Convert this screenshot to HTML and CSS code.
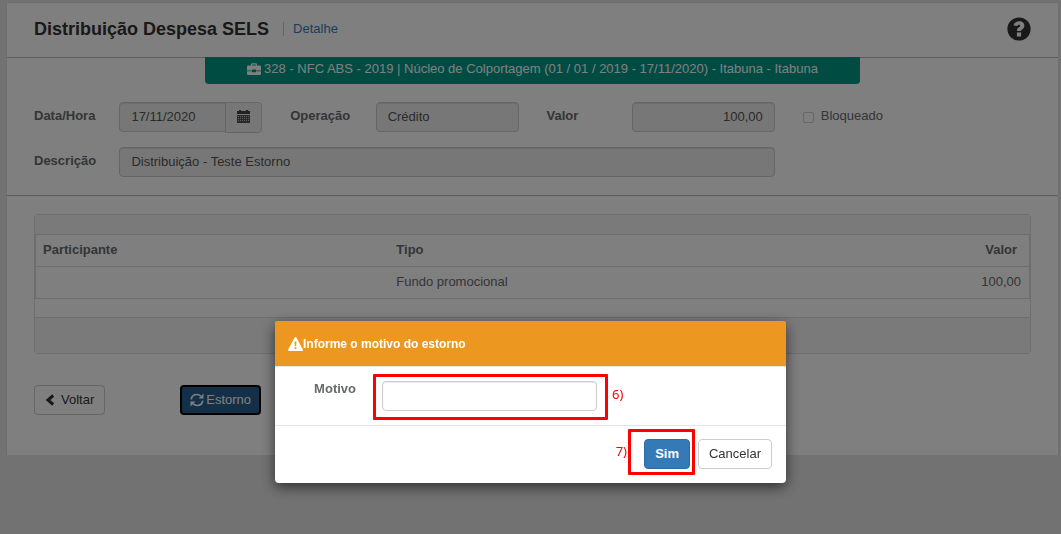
FILE: index.html
```html
<!DOCTYPE html>
<html lang="pt-BR">
<head>
<meta charset="utf-8">
<title>Distribuição Despesa SELS</title>
<link rel="stylesheet" href="styles.css">
</head>
<body>
<main class="card">
  <header class="card-header">
    <h1 class="title">Distribuição Despesa SELS</h1>
    <a class="crumb" href="#">Detalhe</a>
    <button class="help" type="button" aria-label="Ajuda">
      <svg viewBox="0 0 24 24" width="24" height="24"><circle cx="12" cy="12" r="11.6" fill="#333"/><path d="M6.600 8.600C7 5.600 9.200 4.300 12.200 4.300c3 0 5.200 1.700 5.200 4.400 0 2-1.200 3-2.400 3.900-.7.500-.9.700-.9 1.400H9.900c0-2 .7-2.800 2-3.700.9-.6 1.300-.9 1.300-1.600 0-.6-.5-1-1.200-1-.9 0-1.400.4-1.600 1.400z" fill="#fff"/><path d="M9.900 15.400h4.200v4.100H9.900z" fill="#fff"/></svg>
    </button>
  </header>

  <section class="grid">
    <div class="banner">
      <svg viewBox="0 0 14 12" width="14" height="12"><path fill="currentColor" fill-rule="evenodd" d="M4 2.500V1.500Q4 .3 5.200.3h3.600Q10 .3 10 1.500v1h2.800Q14 2.500 14 3.700V7.500H9V6.500H5v1H0V3.700Q0 2.500 1.200 2.500zM5.200 2.500h3.600v-1H5.200zM0 8.200h5v1h4v-1h5v2.600q0 1.200-1.200 1.200H1.200Q0 12 0 10.800z"/></svg>
      <span>328 - NFC ABS - 2019 | Núcleo de Colportagem (01 / 01 / 2019 - 17/11/2020) - Itabuna - Itabuna</span>
    </div>
  </section>

  <form class="grid form">
    <label class="label" for="data">Data/Hora</label>
    <div class="date span-2">
      <input class="input date-input" id="data" type="text" value="17/11/2020" readonly>
      <button class="date-button" type="button" aria-label="Abrir calendário">
        <svg viewBox="0 0 13 13" width="13" height="13"><path fill="#444" d="M0 1h2V0h2v1h5V0h2v1h2v3H0z"/><path fill="#555" d="M0 5h13v8H0z"/><path stroke="#bbb" stroke-dasharray="1 1" d="M1 6.500h11M1 8.500h11M1 10.500h11"/></svg>
      </button>
    </div>
    <label class="label" for="operacao">Operação</label>
    <input class="input span-2" id="operacao" type="text" value="Crédito" readonly>
    <label class="label" for="valor">Valor</label>
    <input class="input span-2 number" id="valor" type="text" value="100,00" readonly>
    <label class="check span-2"><input class="check-box" type="checkbox" disabled>Bloqueado</label>
    <label class="label new-row" for="descricao">Descrição</label>
    <input class="input span-8" id="descricao" type="text" value="Distribuição - Teste Estorno" readonly>
  </form>

  <section class="content">
    <div class="panel">
      <div class="panel-head"></div>
      <table class="table">
        <thead><tr><th class="col-person">Participante</th><th>Tipo</th><th class="th-value">Valor</th></tr></thead>
        <tbody><tr><td></td><td>Fundo promocional</td><td class="number">100,00</td></tr></tbody>
      </table>
      <div class="panel-foot"></div>
    </div>
    <div class="actions">
      <button class="btn" type="button">
        <svg viewBox="0 0 10 13" width="10" height="13"><path d="M8.200 1.500 3 6l5.200 4.500" fill="none" stroke="#333" stroke-width="3"/></svg>
        Voltar
      </button>
      <button class="btn btn-focused" type="button">
        <svg viewBox="0 0 14 14" width="14" height="14"><path d="M1.200 6.300C1.700 3.300 4 1.500 6.800 1.500c1.600 0 3 .6 4 1.700M12.800 7.700c-.5 3-2.800 4.800-5.600 4.800-1.600 0-3-.6-4-1.700" fill="none" stroke="#fff" stroke-width="1.700"/><path d="M13.500.5v5H8.500zM.5 13.500v-5h5z" fill="#fff"/></svg>
        Estorno
      </button>
    </div>
  </section>
</main>

<div class="backdrop">
  <div class="modal" role="dialog" aria-modal="true" aria-labelledby="modal-title">
    <div class="modal-header">
      <svg viewBox="0 0 15 14" width="15" height="14"><path fill="#fff" fill-rule="evenodd" d="M7.500 0Q8.100 0 8.500.700L14.800 12.500Q15.300 14 14 14H1Q-.3 14 .2 12.500L6.500.700Q6.900 0 7.500 0zM6.500 4.500l.4 4.700h1.200l.4-4.700zM6.600 10.300v1.800h1.800v-1.800z"/></svg>
      <h2 class="modal-title" id="modal-title">Informe o motivo do estorno</h2>
    </div>
    <div class="modal-body">
      <label class="label" for="motivo">Motivo</label>
      <div class="marked">
        <input class="input input-edit" id="motivo" type="text">
        <span class="mark mark-field"></span>
        <span class="note note-field">6)</span>
      </div>
    </div>
    <div class="modal-footer">
      <div class="marked">
        <button class="btn btn-primary" type="button">Sim</button>
        <span class="mark mark-button"></span>
        <span class="note note-button">7)</span>
      </div>
      <button class="btn" type="button">Cancelar</button>
    </div>
  </div>
</div>
</body>
</html>
```

FILE: styles.css
```css
* { box-sizing: border-box; }

body {
  margin: 0;
  padding: 3px 3px 0 7px;
  background: #e5e5e5;
  color: #676a6c;
  font: 13px/18px "Liberation Sans", Arial, sans-serif;
}

input, button { font: inherit; }
svg { display: block; flex: none; }

.card {
  background: #fff;
  box-shadow: 0 0 0 1px #dcdcdc;
  padding-bottom: 40px;
}

.card-header {
  display: flex;
  align-items: center;
  height: 55px;
  padding: 0 27px 2px;
  border-bottom: 1px solid #bcbcbc;
}

.title {
  margin: 0;
  color: #333;
  font-size: 18px;
  line-height: 24px;
}

.crumb {
  margin-left: 14px;
  padding-left: 9px;
  border-left: 1px solid #ccc;
  color: #337ab7;
  line-height: 14px;
  text-decoration: none;
}

.help {
  margin-left: auto;
  padding: 0;
  border: 0;
  background: none;
}

.grid {
  display: grid;
  grid-template-columns: repeat(12, minmax(0, 1fr));
  column-gap: 28px;
  padding: 0 27px;
}

.banner {
  grid-column: 3 / span 8;
  display: flex;
  justify-content: center;
  gap: 3px;
  height: 27px;
  margin-top: -1px;
  padding-top: 3px;
  border-radius: 0 0 4px 4px;
  background: #009886;
  color: #fff;
  white-space: nowrap;
}

.banner svg { margin-top: 3px; }

.form {
  row-gap: 14px;
  padding-top: 18px;
  padding-bottom: 18px;
  border-bottom: 1px solid #bcbcbc;
}

.span-2 { grid-column: span 2; }
.span-8 { grid-column: span 8; }
.new-row { grid-column-start: 1; }
.number { text-align: right; }

.label {
  padding-top: 5px;
  font-weight: bold;
}

.input {
  width: 100%;
  min-width: 0;
  height: 30px;
  padding: 0 11px 2px;
  border: 1px solid #ccc;
  border-radius: 4px;
  background: #eee;
  box-shadow: inset 0 1px 1px rgba(0, 0, 0, .08);
  color: #555;
}

.date { display: flex; }
.date-input { border-radius: 4px 0 0 4px; }

.date-button {
  display: flex;
  flex: none;
  align-items: center;
  justify-content: center;
  width: 37px;
  height: 31px;
  margin-left: -1px;
  padding: 0 0 2px;
  border: 1px solid #ccc;
  border-radius: 0 4px 4px 0;
  background: #eee;
}

.check {
  display: flex;
  align-items: flex-start;
  gap: 7px;
  padding-top: 5px;
}

.check-box {
  appearance: none;
  width: 11px;
  height: 11px;
  margin: 5px 0 0;
  border: 1px solid #ccc;
  border-radius: 2px;
}

.content { padding: 18px 27px 0; }

.panel {
  border: 1px solid #ddd;
  border-radius: 4px;
}

.panel-head {
  height: 19px;
  background: #f5f5f5;
}

.table {
  width: 100%;
  margin-bottom: 18px;
  border: 1px solid #ddd;
  border-collapse: collapse;
}

.table th, .table td {
  height: 32px;
  padding: 0 8px 2px;
  border-top: 1px solid #ddd;
  text-align: left;
}

.table .number { text-align: right; }

.table .th-value {
  padding-right: 12px;
  text-align: right;
}

.table .col-person {
  width: 35.5%;
  padding-left: 7px;
}

.panel-foot {
  height: 36px;
  border-top: 1px solid #ddd;
  background: #f5f5f5;
}

.actions {
  display: flex;
  gap: 75px;
  margin-top: 31px;
}

.btn {
  display: inline-flex;
  align-items: center;
  justify-content: center;
  gap: 6px;
  height: 30px;
  padding: 0 10px;
  border: 1px solid #ccc;
  border-radius: 4px;
  background: #fff;
  color: #333;
}

.btn-focused {
  gap: 2px;
  padding: 0 8px;
  border: 2px solid #000;
  background: #286090;
  color: #fff;
}

.btn-primary {
  border-color: #2e6da4;
  background: #337ab7;
  color: #fff;
  font-weight: bold;
}

.backdrop {
  position: fixed;
  inset: 0;
  padding: 321px 16px 0;
  background: rgba(0, 0, 0, .5);
}

.modal {
  max-width: 511px;
  margin: 0 auto;
  border-radius: 4px;
  background: #fff;
  box-shadow: 0 4px 14px rgba(0, 0, 0, .6);
}

.modal-header {
  display: flex;
  align-items: center;
  height: 46px;
  padding: 0 13px;
  border-bottom: 1px solid #e5e5e5;
  border-radius: 2px 2px 0 0;
  background: #ec971f;
  background-clip: padding-box;
}

.modal-title {
  margin: 0;
  color: #fff;
  font-size: 12px;
}

.modal-body {
  display: grid;
  grid-template-columns: 67px 215px;
  column-gap: 26px;
  padding: 14px;
}

.modal-body .label {
  padding-top: 0;
  line-height: 16px;
  text-align: right;
}

.input-edit {
  display: block;
  background: #fff;
}

.marked { position: relative; }

.mark {
  position: absolute;
  border: 3px solid #f00;
  border-radius: 1px;
  pointer-events: none;
}

.mark-field { inset: -7px -11px -9px -9px; }
.mark-button { inset: -10px -5px -6px -16px; }

.note {
  position: absolute;
  color: #f00;
  font: 13px/18px "Noto Sans", sans-serif;
}

.note-field {
  top: 4px;
  left: 230px;
}

.note-button {
  top: 3px;
  right: 63px;
}

.modal-footer {
  display: flex;
  justify-content: flex-end;
  gap: 8px;
  padding: 13px 14px 14px;
  border-top: 1px solid #e5e5e5;
}
```
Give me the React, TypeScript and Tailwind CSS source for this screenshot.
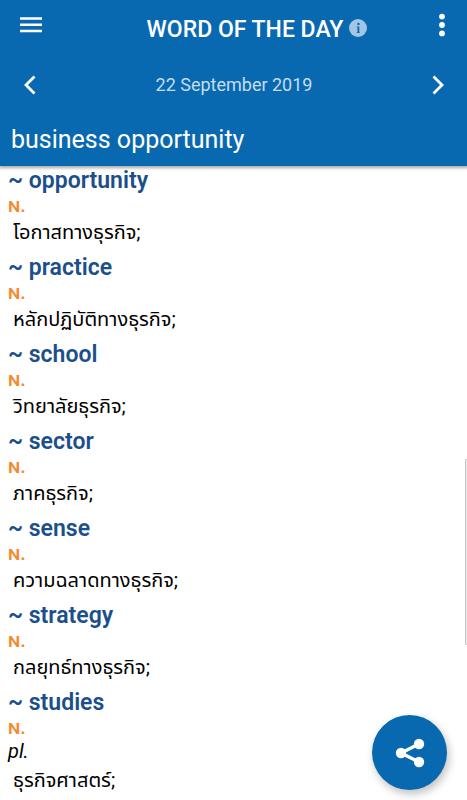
interface Entry {
  word: string;
  pos: string;
  note?: string;
  translation: string;
}

const entries: Entry[] = [
  { word: "opportunity", pos: "n.", translation: "โอกาสทางธุรกิจ;" },
  { word: "practice", pos: "n.", translation: "หลักปฏิบัติทางธุรกิจ;" },
  { word: "school", pos: "n.", translation: "วิทยาลัยธุรกิจ;" },
  { word: "sector", pos: "n.", translation: "ภาคธุรกิจ;" },
  { word: "sense", pos: "n.", translation: "ความฉลาดทางธุรกิจ;" },
  { word: "strategy", pos: "n.", translation: "กลยุทธ์ทางธุรกิจ;" },
  { word: "studies", pos: "n.", note: "pl.", translation: "ธุรกิจศาสตร์;" },
];

export default function App() {
  return (
    <div className="min-h-screen bg-white font-['Roboto','Noto_Sans_Thai','Noto_Sans',sans-serif]">
      {/* Header */}
      <header className="relative bg-[#0969b0] text-white shadow-[0_1px_3px_1px_rgba(0,0,0,0.35)]">
        <div className="flex h-14 items-center pr-[7px] pl-[15px]">
          <button type="button" aria-label="Menu" className="flex size-8 items-center justify-center pb-1.5">
            <svg viewBox="0 0 22 16" className="h-4 w-[22px]" fill="currentColor">
              <path d="M0 .2h22v2.6H0zM0 6.4h22V9H0zM0 12.7h22v2.6H0z" />
            </svg>
          </button>
          <div className="flex flex-1 items-center justify-center gap-1.5 pt-1 pl-[43px]">
            <h1 className="text-[23px] leading-8 font-medium">WORD OF THE DAY</h1>
            <button type="button" aria-label="About word of the day" className="pb-1 text-[#a2c7e4]">
              <svg viewBox="0 0 18 18" className="size-[18px]">
                <circle cx="9" cy="9" r="9" fill="currentColor" />
                <circle cx="9.4" cy="5" r="1.2" fill="#0969b0" />
                <path d="M7.8 7.4h2.5v5.8h.5v.8H7.8v-.8h.7V8.2h-.7z" fill="#0969b0" />
              </svg>
            </button>
          </div>
          <button type="button" aria-label="More options" className="flex size-9 items-center justify-center pb-1.5">
            <svg viewBox="0 0 6 24" className="h-6 w-[6px]" fill="currentColor">
              <circle cx="3" cy="3.6" r="2.9" />
              <circle cx="3" cy="12" r="2.9" />
              <circle cx="3" cy="20.4" r="2.9" />
            </svg>
          </button>
        </div>

        <div className="flex h-14 items-center justify-between pr-[11px] pl-3">
          <button type="button" aria-label="Previous day" className="flex size-9 items-center justify-center pt-0.5">
            <svg viewBox="0 0 12 20" className="h-5 w-3" fill="none" stroke="currentColor" strokeWidth="2.8">
              <path d="M10.5 1.5 2 10l8.5 8.5" />
            </svg>
          </button>
          <time dateTime="2019-09-22" className="text-[18px] text-[#c5dcee]">
            22 September 2019
          </time>
          <button type="button" aria-label="Next day" className="flex size-9 items-center justify-center pt-0.5">
            <svg viewBox="0 0 12 20" className="h-5 w-3" fill="none" stroke="currentColor" strokeWidth="2.8">
              <path d="M1.5 1.5 10 10l-8.5 8.5" />
            </svg>
          </button>
        </div>

        <h2 className="px-[11px] pt-3 pb-2.5 text-[25px] leading-8">business opportunity</h2>
      </header>

      {/* Entries */}
      <main className="px-2 pt-px">
        {entries.map((entry) => (
          <section key={entry.word} className="pb-2 last:pb-0">
            <h3 className="text-[23px] leading-7 font-semibold text-[#1b4f8c]">~ {entry.word}</h3>
            <p className="text-[20px] leading-5 font-medium text-[#f5892b] [font-variant:small-caps]">
              {entry.pos}
            </p>
            {entry.note && (
              <p className="pt-0.5 text-[20px] leading-6 text-black italic">{entry.note}</p>
            )}
            <p className="pt-1 pl-[5px] text-[20px] leading-[27px] text-black">{entry.translation}</p>
          </section>
        ))}
      </main>

      {/* Edge panel handle */}
      <div className="fixed top-[459px] right-0 h-[186px] w-[2px] rounded-l-sm border border-r-0 border-[#c4c4c4] bg-[#ececec]" />

      <button
        type="button"
        aria-label="Share"
        className="fixed right-5 bottom-[10px] flex size-[75px] items-center justify-center rounded-full bg-[#0969b0] text-white shadow-[2px_4px_9px_rgba(0,0,0,0.25)]"
      >
        <svg viewBox="0 0 30 30" className="size-[30px]" fill="currentColor">
          <path d="M24 6 6 15l18 9" fill="none" stroke="currentColor" strokeWidth="3.4" />
          <circle cx="6" cy="15" r="5.2" />
          <circle cx="24" cy="6" r="5.2" />
          <circle cx="24" cy="24" r="5.2" />
        </svg>
      </button>
    </div>
  );
}
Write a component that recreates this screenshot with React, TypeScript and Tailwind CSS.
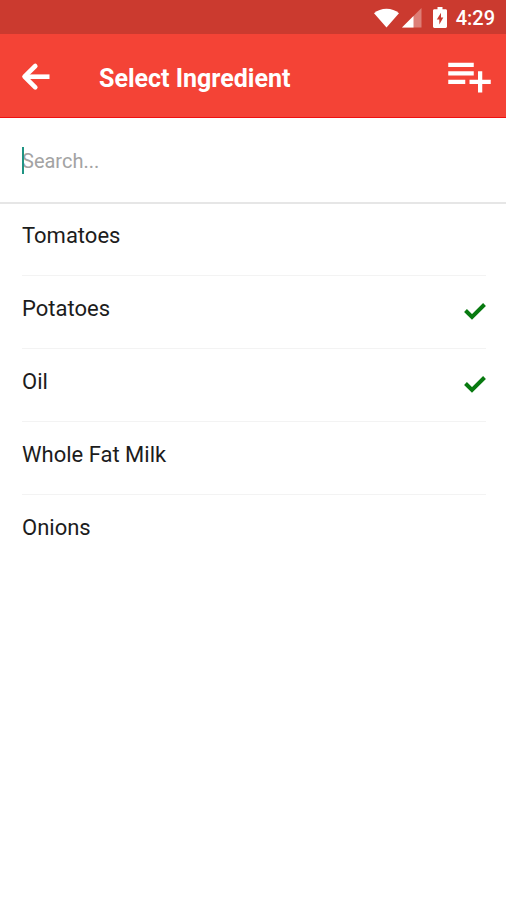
type Ingredient = { name: string; selected?: boolean };

const ingredients: Ingredient[] = [
  { name: "Tomatoes" },
  { name: "Potatoes", selected: true },
  { name: "Oil", selected: true },
  { name: "Whole Fat Milk" },
  { name: "Onions" },
];

function StatusBar() {
  return (
    <div className="flex h-[34px] items-center justify-end bg-[#cb3a2f] pt-px pr-[11px] text-white">
      <svg className="h-5 w-[25px]" viewBox="0 0 26 20" fill="currentColor" aria-hidden="true">
        <path d="M0 5C3.5 2 8 .3 13 .3S22.500 2 26 5L13 20z" />
      </svg>
      <svg className="ml-[3px] h-5 w-5" viewBox="0 0 20 20" fill="currentColor" aria-hidden="true">
        <path d="M0 19.500 19.500 0v19.500z" opacity=".35" />
        <path d="M0 19.500 11.500 8v11.500z" />
      </svg>
      <svg className="ml-[11px] h-[21px] w-[14px]" viewBox="0 0 14 21" aria-hidden="true">
        <path
          d="M4.500 0h5v2.300h3.100c.8 0 1.400.6 1.400 1.400v15.900c0 .8-.6 1.400-1.400 1.400H1.400C.6 21 0 20.400 0 19.600V3.700c0-.8.6-1.400 1.400-1.400h3.100z"
          fill="currentColor"
        />
        <path d="M8 5.800 3.800 12.400h2.500v5L10.300 10.600H8z" fill="#cb3a2f" />
      </svg>
      <span className="ml-[9px] text-[20px] leading-6 font-medium">4:29</span>
    </div>
  );
}

function Header() {
  return (
    <header className="flex h-[84px] items-center border-b border-[#ee1111] bg-[#f44336] pr-[11px] pl-5 text-white">
      <button type="button" aria-label="Back" className="size-8">
        <svg
          className="size-8"
          viewBox="0 0 32 32"
          fill="none"
          stroke="currentColor"
          strokeWidth="4.600"
          strokeLinecap="round"
          strokeLinejoin="round"
          aria-hidden="true"
        >
          <path d="M15.300 6 4.500 16.700l10.800 10.700" />
          <path d="M5 16.700h24.500" strokeLinecap="butt" />
        </svg>
      </button>
      <h1 className="ml-[47px] flex-1 pt-1.5 text-[25px] leading-8 font-bold">Select Ingredient</h1>
      <button type="button" aria-label="Add ingredient" className="size-[51px]">
        <svg className="size-[51px]" viewBox="0 0 24 24" fill="currentColor" aria-hidden="true">
          <path d="M14 10H2v2h12v-2zm0-4H2v2h12V6zm4 8v-4h-2v4h-4v2h4v4h2v-4h4v-2h-4zM2 16h8v-2H2v2z" />
        </svg>
      </button>
    </header>
  );
}

function SearchBox() {
  return (
    <div className="relative border-b-2 border-[#e6e6e6]">
      <input
        type="text"
        aria-label="Search ingredients"
        placeholder="Search..."
        className="block h-[84px] w-full bg-transparent px-[22px] pt-0.5 text-[20px] text-[#222] caret-[#1f9483] outline-none placeholder:text-[#a3a3a3]"
      />
      <span className="absolute top-[29px] left-[22px] h-[27px] w-[2px] bg-[#1f9483]" />
    </div>
  );
}

function IngredientRow({ name, selected }: Ingredient) {
  return (
    <li className="border-b border-[#f3f3f3] last:border-b-0">
      <button
        type="button"
        aria-pressed={!!selected}
        className="flex h-[72px] w-full items-center justify-between pb-1.5 text-left"
      >
        <span className="text-[22px] leading-8 text-[#1c1c1c]">{name}</span>
        {selected && (
          <svg
            className="mt-1 h-[18px] w-[22px]"
            viewBox="0 0 22 18"
            fill="none"
            stroke="#087a10"
            strokeWidth="4"
            aria-hidden="true"
          >
            <path d="m1.500 8.500 6.500 6.500L20.500 2.500" />
          </svg>
        )}
      </button>
    </li>
  );
}

export default function App() {
  return (
    <div className="min-h-screen bg-white font-[Roboto,sans-serif]">
      <StatusBar />
      <Header />
      <main>
        <SearchBox />
        <ul className="-mt-px pr-5 pl-[22px]">
          {ingredients.map((item) => (
            <IngredientRow key={item.name} {...item} />
          ))}
        </ul>
      </main>
    </div>
  );
}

—————

■ **Given task**: Above are some records. Output exactly the lines from the one that contains "Write a component" to the one that contains "string; selected?: boolean", keeping both, and omit the pictures.

■ **Task result**:
Write a component that recreates this screenshot with React, TypeScript and Tailwind CSS.
type Ingredient = { name: string; selected?: boolean };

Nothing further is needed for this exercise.